Fifth, do not forget the post-toast reset. Empty bottles, wet towels, and used glasses can weaken the premium event feel if they stay visible too long.
Finally, do not make the cart look like a decorative champagne display. For this use case, the cart should support service timing, not replace event decor.
What Buyers Should Check Before Choosing a Toast Service Cart
If your hotel or event venue plans to use a cart for toast service, choose one that supports fast access, controlled capacity, and guest-facing presentation.
Open shelves help staff reach active bottles quickly. A small drawer gives napkins, wine keys, and service towels a fixed place. A polished wood finish helps the cart fit banquet rooms, lounges, VIP receptions, and private event spaces.
The cart should also feel flexible. Toast service may happen in a dining room one night, a private lounge the next, and a reception area on the weekend. A mobile design helps the same service tool support different event formats.
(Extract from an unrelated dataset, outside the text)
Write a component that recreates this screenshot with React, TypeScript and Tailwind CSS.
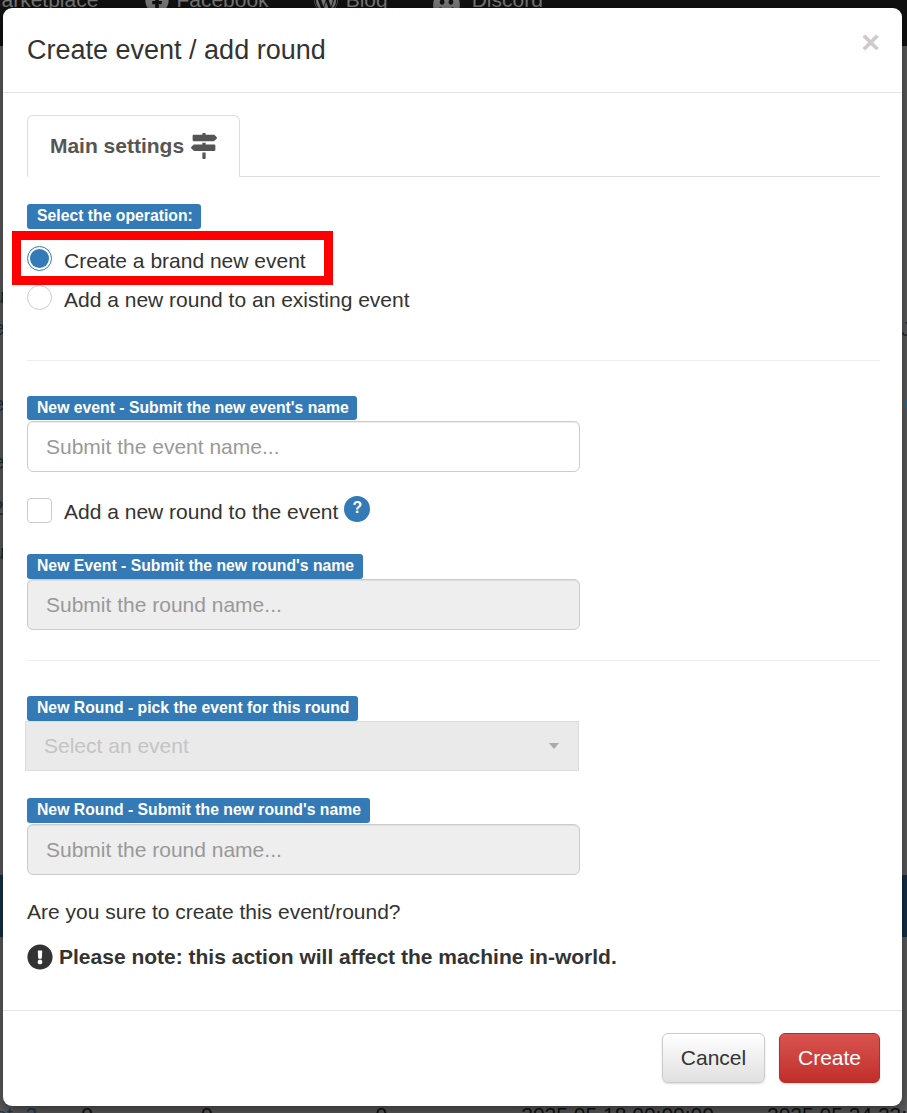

For a broader look at beverage cart features, this guide on wooden beverage service cart upgrades explains how shelf access, storage, and presentation can support hotel service.
| Buyer Check | Why It Matters for Toast Service |
|---|---|
| Open shelf access | Helps staff reach active bottles quickly |
| Controlled capacity | Prevents the toast setup from looking overcrowded |
| Small drawer | Keeps napkins, wine keys, and small tools organized |
| Guest-facing wood finish | Fits banquet rooms, lounges, and VIP reception areas |
| Mobile design | Supports weddings, corporate dinners, and private events |
Final Thoughts
An open shelf wine cart can make toast service feel more prepared, more timely, and more premium. It gives hotel and event teams a controlled place to stage active bottles, flutes, trays, towels, and small tools without crowding guest tables.
For banquet rooms, hotel lounges, VIP receptions, weddings, and corporate events, that control matters. A toast moment may last only a few minutes, but it can shape how guests remember the service.
When the cart is prepared with the right bottles, the right flutes, and the right reset plan, the toast feels smoother from start to finish.